The sadistic, whip-toting Linda also makes an appearance early in the game. Like past games, she proves to be considerably more challenging than Williams because her attacks are faster, she has more hp, and is more difficult to stun. The whip she swings makes it difficult to approach her since it has such a wide range both in front, and in back of Linda. She can even hit a player who is on the ground. In later levels, Lindas will begin carrying grenades as well. Just like in past titles, these grenades explode soon after they hit the ground, so picking them up may prove disastrous.
Abobo, the oversized hulk of a man makes a grand return in Neon, complete with spiked wristbands, and an oversized belt buckle proudly displaying his name. He is slow, but packs a wicked punch, just like before. Another bit of continuity takes place with Abobo since punches can land on him with quick succession, allowing him to be stunned. This takes Double Dragon fans back to DD2's first encounter, in which repeatedly punching Abobo was the easiest way to bring him down. Kicks were to slow, allowing him to counterattack. The same continues to be the case here.
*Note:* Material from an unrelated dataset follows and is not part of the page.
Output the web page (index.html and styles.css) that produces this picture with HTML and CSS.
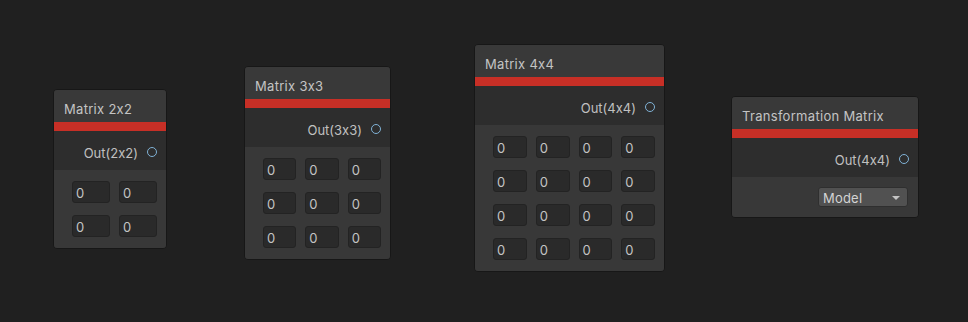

Some of the music will sound familiar to fans of the series as well. Newly remixed songs were pulled right out of the previous titles to give the new levels a familiar feel. When DD2's Secret Island song comes on, players will be taken aback.
Now, one can scarcely discuss Double Dragon Neon without bringing up its humor. The antagonist is a giant living skeleton named Skullmageddon. He's your worst nightmare. Just ask him. While fighting him, he will make wisecracks such as Damn, I'm 'humerous', or my pelvis! After defeating him the first time, he says Time to make a 'marrow' escape! 'Bone' voyage! In reality, much of the game's humor revolves around Skullmageddon. As the Lee brothers battle their way through their enemy's rocket dojo, they can break the flatscreen televisions mounted in the background only to hear Skullmageddon scolding them, That's a plasma screen! Its expensive! or quit breaking my stuff! At the end, he even performs a musical number and breaks the fourth wall.
Another side of the humor comes from the protagonists themselves. Their over-the-top bro-love is comical as well. When one player is ready to move on to the next area, the character yells to the other hurry up, weiner! Not to mention, a click of the stick allows the brothers to high-five, sharing life, initiating the gleam bonus, or psyching each other by retracting the extended hand. The most hilarious instance of the Lee brothers' antics is when they are captured by their enemies and imprisoned in the lab. Its worth making a friend IRL just to play this game in coop and listen to the comments.
In truth, the only reason I couldn't give this game a 10/10 was the unbalanced upgrade system. Special abilities are attained by collecting songs that are dropped by the enemies. Additional songs can be purchased in shops. The abilities get more powerful as the player collects more songs of the same name. But there is a limit to how powerful each ability can get. At first, abilities can only be upgraded to level 10. In order to raise this level cap, players must visit the Tapesmith and exchange mythril for song upgrades. This will raise the song's level cap by 10 levels. Each time the song is upgraded, the cost increases. The first upgrade will cost 2 mythril. The second will cost six and the third costs 10. The problem is in the rarity of mythril. It can only be collected after defeating bosses and bosses only drop a few pieces of mythril at a time. This means that players will have to go back and repeat stages to collect the mythril needed to upgrade abilities. While the cash to buy songs is easy to come by, mythril is time-consuming to earn, which results in tedious grinding.
In truth, the game's humor, gameplay, and nostalgic feel make it worth playing, although younger gamers may not fully appreciate all it has to offer. But for an oldschool gamer who remembers pumping quarters into arcade cabinets, this game is going to be a blast from the past (in hd).
Double Dragon Neon is available at the Playstation Store and Xbox Live Arcade.